Risks and how to defuse them

Overfitting. LoRA can memorize if your dataset is narrow. Use held-out evals, early stopping, and simple data augmentation like format swaps.
Reward hacking. If your reward is poorly shaped, the agent will learn to please the metric, not the user. Include human spot checks and randomized canaries.
Hidden distribution shift. As your input mix changes, adapters can drift. Track live telemetry tags and run nightly evals on the top queries.
Safety regressions. Train explicit refusal behaviors and test them. Keep a safety adapter separate so you can update it without touching task adapters.

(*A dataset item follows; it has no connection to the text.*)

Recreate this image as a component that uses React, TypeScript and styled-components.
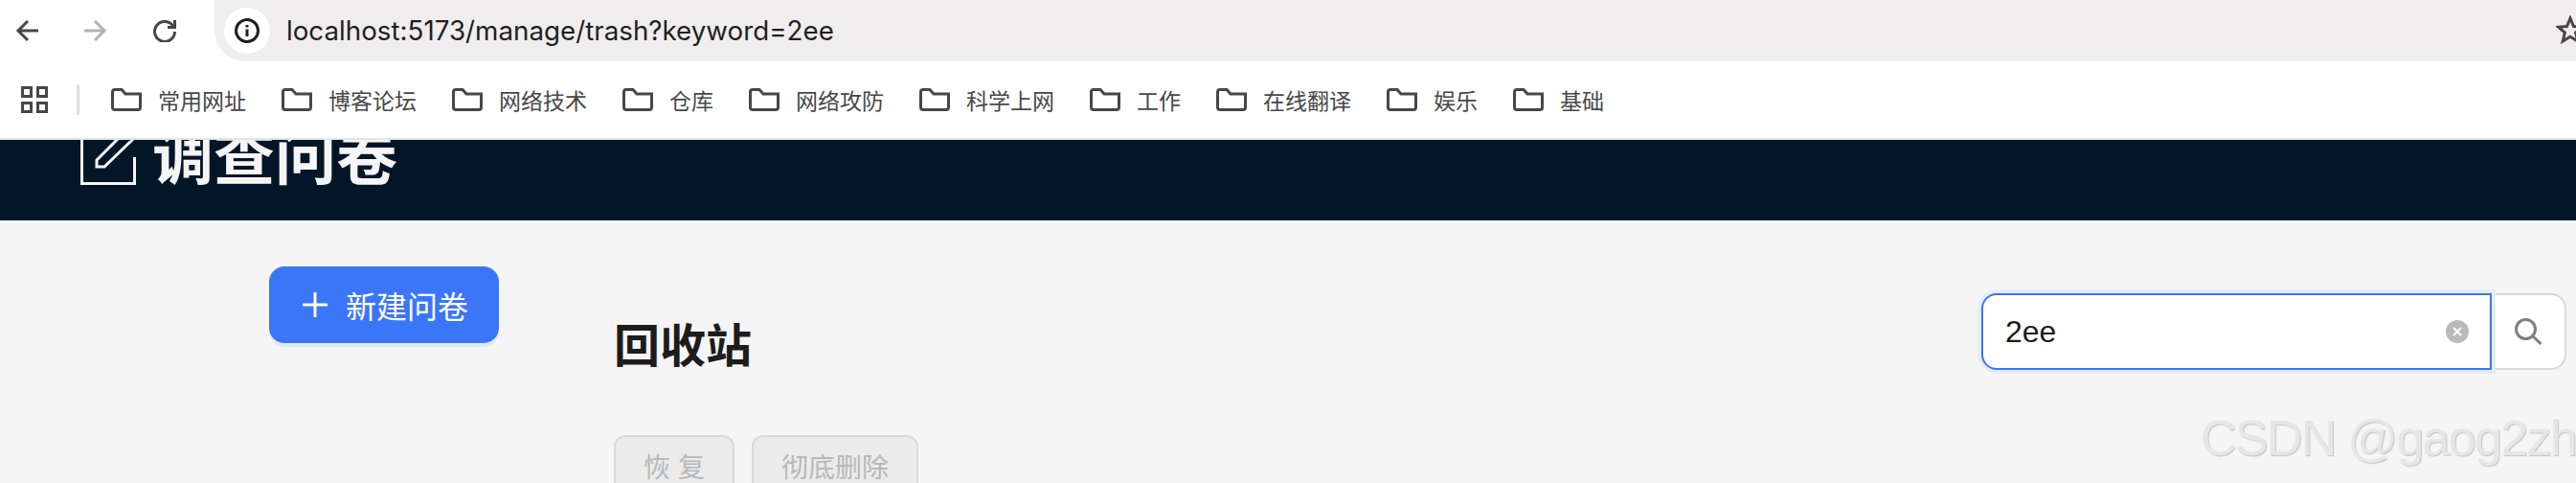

What this unlocks for specialized apps and agents

Niche copilots become viable. A contracts assistant can learn a firm’s clause library and tone, then transfer the adapter between models as costs or latency targets change.
Industrial workflows can encode process rules. An operator assistant can learn escalation policies and maintenance coding schemes, with reward for correct tool calls and penalties for unsafe suggestions.
Scientific discovery gets a tighter loop. Labs can fine-tune for domain-specific notation, unit handling, and data pipelines, while keeping raw data restricted.
On-device and edge serving benefit. After you train on a large model, you can distill or re-train a smaller model with the same adapters for low-latency clients.

The bottom line

Fine-tuning is no longer a niche craft. With Tinker, low-level control meets managed infrastructure, which means the teams with the best data and evaluation discipline can move the fastest. Adapters become the portable currency of model behavior. The post-training stack becomes a product capability, not a research toy. Closed labs will keep pushing the frontier. The competitive advantage is shifting to startups and product teams that turn their knowledge, policies, and incentives into small, shippable weights that travel wherever they need to run.

Decide your domains, write your evals, start with a small model, and ship your first adapter in a week. This is how fine-tuning becomes mainstream. Not with press releases, but with repeatable runs and adapters that quietly make your product better every day.